What is needed: Count the lines below that contain the word "this" and give only that number.

Data lines:
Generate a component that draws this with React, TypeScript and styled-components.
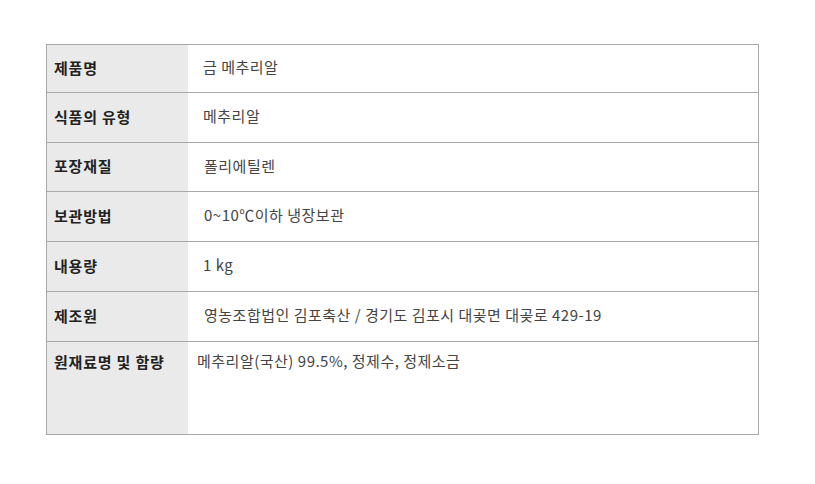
* * *
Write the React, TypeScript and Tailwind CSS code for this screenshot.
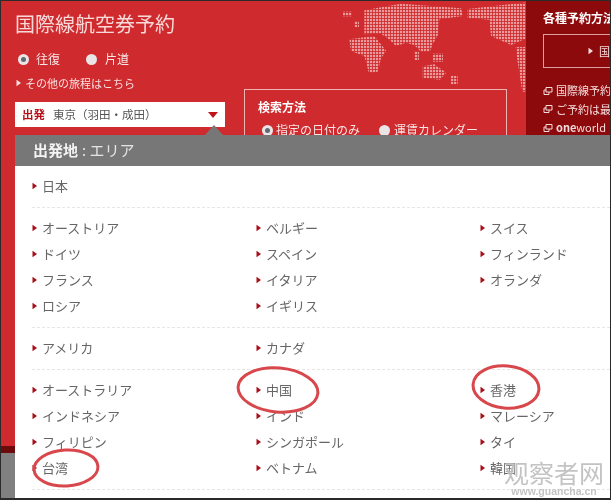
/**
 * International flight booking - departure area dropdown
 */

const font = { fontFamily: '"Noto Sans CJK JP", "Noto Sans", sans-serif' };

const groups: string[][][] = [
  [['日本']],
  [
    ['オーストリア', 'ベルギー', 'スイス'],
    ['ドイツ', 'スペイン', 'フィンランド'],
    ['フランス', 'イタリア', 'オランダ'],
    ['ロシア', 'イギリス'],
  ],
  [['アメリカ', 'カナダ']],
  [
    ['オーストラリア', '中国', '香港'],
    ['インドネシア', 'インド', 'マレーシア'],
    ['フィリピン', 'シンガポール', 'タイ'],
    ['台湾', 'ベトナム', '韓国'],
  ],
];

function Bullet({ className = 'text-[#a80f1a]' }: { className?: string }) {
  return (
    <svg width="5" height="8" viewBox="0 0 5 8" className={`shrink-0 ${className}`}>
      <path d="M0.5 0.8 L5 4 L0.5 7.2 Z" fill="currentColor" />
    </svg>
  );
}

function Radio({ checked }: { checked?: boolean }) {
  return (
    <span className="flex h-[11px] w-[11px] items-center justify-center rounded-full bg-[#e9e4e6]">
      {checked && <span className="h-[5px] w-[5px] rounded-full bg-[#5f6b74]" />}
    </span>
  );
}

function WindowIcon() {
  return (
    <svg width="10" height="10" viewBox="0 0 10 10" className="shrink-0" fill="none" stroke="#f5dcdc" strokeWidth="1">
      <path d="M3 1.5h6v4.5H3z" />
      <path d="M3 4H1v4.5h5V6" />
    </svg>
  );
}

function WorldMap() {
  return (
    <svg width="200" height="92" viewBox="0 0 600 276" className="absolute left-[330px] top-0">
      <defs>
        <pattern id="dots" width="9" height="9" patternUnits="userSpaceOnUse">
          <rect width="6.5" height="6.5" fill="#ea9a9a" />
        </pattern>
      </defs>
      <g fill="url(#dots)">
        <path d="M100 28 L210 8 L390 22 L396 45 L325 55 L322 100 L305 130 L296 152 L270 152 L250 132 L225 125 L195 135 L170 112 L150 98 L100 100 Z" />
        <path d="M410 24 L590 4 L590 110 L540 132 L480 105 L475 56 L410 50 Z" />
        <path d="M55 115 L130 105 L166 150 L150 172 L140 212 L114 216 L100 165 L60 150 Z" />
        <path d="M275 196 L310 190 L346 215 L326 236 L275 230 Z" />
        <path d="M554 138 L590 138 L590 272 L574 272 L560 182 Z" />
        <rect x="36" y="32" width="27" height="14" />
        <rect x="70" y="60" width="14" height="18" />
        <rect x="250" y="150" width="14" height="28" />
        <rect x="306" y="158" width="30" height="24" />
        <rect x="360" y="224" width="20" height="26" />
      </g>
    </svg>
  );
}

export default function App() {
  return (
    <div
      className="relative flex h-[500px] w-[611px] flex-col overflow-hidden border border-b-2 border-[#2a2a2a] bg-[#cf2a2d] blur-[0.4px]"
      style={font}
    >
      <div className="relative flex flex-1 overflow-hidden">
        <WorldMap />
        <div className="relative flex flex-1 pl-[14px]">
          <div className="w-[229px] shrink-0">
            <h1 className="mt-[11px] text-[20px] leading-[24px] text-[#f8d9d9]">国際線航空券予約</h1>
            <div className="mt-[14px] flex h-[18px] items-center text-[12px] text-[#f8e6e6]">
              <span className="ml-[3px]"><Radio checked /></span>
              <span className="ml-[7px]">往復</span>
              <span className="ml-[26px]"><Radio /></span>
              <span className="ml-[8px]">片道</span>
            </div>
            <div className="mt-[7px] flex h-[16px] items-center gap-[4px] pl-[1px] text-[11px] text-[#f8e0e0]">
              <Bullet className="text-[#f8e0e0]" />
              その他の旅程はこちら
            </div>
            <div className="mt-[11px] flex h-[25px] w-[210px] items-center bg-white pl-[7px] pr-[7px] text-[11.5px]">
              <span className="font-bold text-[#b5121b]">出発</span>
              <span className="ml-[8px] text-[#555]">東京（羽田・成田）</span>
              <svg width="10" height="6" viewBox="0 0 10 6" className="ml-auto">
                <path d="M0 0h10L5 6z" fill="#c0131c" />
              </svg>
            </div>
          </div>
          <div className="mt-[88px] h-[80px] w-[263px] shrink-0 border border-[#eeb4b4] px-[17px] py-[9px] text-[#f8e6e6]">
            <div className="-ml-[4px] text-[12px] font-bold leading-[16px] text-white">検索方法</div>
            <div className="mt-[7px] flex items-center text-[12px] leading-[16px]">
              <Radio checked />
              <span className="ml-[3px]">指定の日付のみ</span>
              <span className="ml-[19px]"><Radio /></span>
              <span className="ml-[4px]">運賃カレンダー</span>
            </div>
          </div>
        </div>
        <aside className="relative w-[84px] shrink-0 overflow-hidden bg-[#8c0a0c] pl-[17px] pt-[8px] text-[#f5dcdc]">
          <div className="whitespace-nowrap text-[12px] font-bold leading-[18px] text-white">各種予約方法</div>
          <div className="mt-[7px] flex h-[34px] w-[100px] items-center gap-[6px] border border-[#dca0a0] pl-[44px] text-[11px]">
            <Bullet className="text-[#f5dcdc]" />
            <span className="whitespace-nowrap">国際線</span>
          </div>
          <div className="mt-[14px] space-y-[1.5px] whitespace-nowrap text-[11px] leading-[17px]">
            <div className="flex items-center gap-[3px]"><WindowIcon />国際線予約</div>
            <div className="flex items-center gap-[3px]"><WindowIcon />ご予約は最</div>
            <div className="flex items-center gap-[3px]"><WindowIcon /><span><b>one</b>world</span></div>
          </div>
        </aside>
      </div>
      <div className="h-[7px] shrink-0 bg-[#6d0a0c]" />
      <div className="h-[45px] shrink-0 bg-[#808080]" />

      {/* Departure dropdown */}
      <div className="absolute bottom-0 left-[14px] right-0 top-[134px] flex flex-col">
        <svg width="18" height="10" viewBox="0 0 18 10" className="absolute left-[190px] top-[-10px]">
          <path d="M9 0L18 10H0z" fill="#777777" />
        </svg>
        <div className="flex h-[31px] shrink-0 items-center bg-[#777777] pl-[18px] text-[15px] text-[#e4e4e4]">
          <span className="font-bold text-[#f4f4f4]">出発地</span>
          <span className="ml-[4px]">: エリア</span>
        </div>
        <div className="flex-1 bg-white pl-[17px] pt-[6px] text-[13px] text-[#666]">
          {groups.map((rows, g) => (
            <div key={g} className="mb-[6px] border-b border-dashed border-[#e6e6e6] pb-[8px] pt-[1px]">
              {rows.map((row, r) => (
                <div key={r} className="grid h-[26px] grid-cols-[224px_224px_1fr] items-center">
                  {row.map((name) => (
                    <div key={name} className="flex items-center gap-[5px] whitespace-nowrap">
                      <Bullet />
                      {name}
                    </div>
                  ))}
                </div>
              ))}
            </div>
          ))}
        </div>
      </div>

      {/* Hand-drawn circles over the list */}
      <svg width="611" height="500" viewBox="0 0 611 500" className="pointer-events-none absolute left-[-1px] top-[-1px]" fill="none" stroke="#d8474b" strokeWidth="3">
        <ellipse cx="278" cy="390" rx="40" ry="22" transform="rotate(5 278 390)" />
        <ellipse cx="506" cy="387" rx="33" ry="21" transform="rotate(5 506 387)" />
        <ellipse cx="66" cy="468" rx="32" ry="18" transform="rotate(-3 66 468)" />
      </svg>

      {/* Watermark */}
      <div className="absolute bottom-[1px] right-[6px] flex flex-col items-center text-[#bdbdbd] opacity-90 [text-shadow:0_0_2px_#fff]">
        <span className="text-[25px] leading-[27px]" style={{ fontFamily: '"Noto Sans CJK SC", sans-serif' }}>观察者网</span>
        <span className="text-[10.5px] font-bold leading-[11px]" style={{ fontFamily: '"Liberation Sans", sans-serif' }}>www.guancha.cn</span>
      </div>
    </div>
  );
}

Solution below: 2